Bludgeoning weapons and strikes:  Bludgeons always do "bruising" damage, not lethal damage, but ignore the "soak" of armor.


Armor mitigates incoming damage.  Characters select either to wear a helmet and either full or half armor.  Full armor protects the torso and extremities.  Half armor protects only the torso, like a breastplate or coat of mail.

Characters may layer lighter protection for extremities (such as greaves for legs and gauntlets for hands) as desired with half armor.  For example, you could choose a steel breastplate for the torso and leather gauntlets/leggings for the extremities.

Cloth padded armor may be layered with any other type for more protection.
  • Cloth:  Soak 1
  • Leather:  Soak 1
  • Light Plate:  Soak 2
  • Chain Mail:  Soak 3
  • Medium Plate:  Soak 7
  • Heavy Plate:  Soak 12
With this system there are several checks:
  • Attacker checks "to hit."  This is based on defender's agility.
  • If there is a hit, defender gets to "save" and see if their armor helped out.  Roll 1d6:
    • 1:  Head (Helm)
    • 2:  Arms (Gauntlets)
    • 3-5:  Torso (Armor)
    • 6:  Legs (Greaves/Chausses)
  • Attacker rolls damage.  Armor, if present in the targeted area, "soaks" incoming damage.
    • If the damage roll is less than the "soak," the defender takes a bruising hit.
    • If the damage roll is greater than the "soak," the defender takes a lethal wound.
    • Extra Damage:
      • Hits against the head and torso result in +1 Wound (i.e. two wounds).
      • If no armor is worn, a damage roll of >=5 also results in +1 Wound.
      • If armor is worn, a damage roll that exceeds the soak value of the armor by >=5 also results in +1 Wound.
  • Cover:  The "save" system above also factors cover into effect.  Decide what part of the body is protected by cover and negate hits to that area.  For example, a low stone wall covering half of a warrior's body would protect against any roll of 4-6.
Wounds & Damage:
  • Lethal vs.
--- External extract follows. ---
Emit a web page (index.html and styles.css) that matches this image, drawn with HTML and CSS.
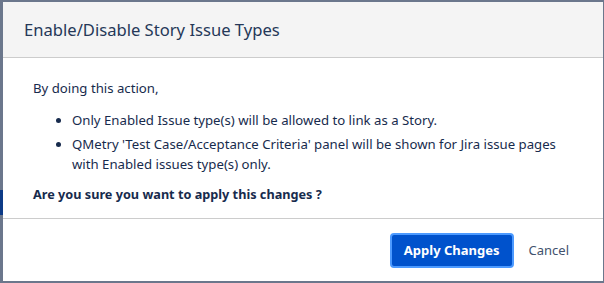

Bruising:
    • Most weapons deal lethal damage.  Bludgeons as well as unarmed strikes deal "bruising" damage; armor can also "soak" incoming damage, converting potentially lethal strikes into bruises.
    • Bruises recover rapidly.  Enough bruises stack up to lethal damage.
    • Lethal wounds recover slowly.
  •  Characters have the following hit points:
    • 6+/-CON Bruises
    • 4+/-CON Lethal Wounds
    • If a character can no longer take bruising hits, then all future "bruises" become lethal wounds.  This represents a badly battered character having ribs cracked, suffering concussion, and other serious and life-threatening wounds.
The wounds and damage system needs some work, but it could be ok.  As an alternative, you could simply use the damage and soak values as is, subtract the "soak" rating from the incoming damage, and use normal D&D hit points.


Justinian said...

Whoa doggie look at that javelin strike! 360J

Are javelins underrepresented in D&D? Should they be flying greatswords?

Vedron said...

An Olympic javelin is 2.6M long and weighs 28 OZ. Athletes get a running start and chuck them almost a hundred meters. Now, accuracy is not a huge factor in competition. E=MV^2 means the high speed attached to long throws generates a lot of energy -- at least up close. Energy will drop off rapidly at longer ranges.

The comparable weapon in ancient times would have been something like a Roman pilum. The pilum was over 2M long and weighed more than a modern javelin (5-10 lbs). The throws were shorter, typically within 10-25M, due to the greater weight. The heavier pilum would have retained energy better to get armor penetration in combat at the expense of range. In combat, there would also be more of a premium on accuracy than range (and thus energy). So the pilum type numbers would likely be lower than modern javelin throws.

But... yeah... They kind of are flying greatswords. We're talking about two meter long hefty projectiles being hurled from a running start, and in the case of pila, designed to pierce shields/armor.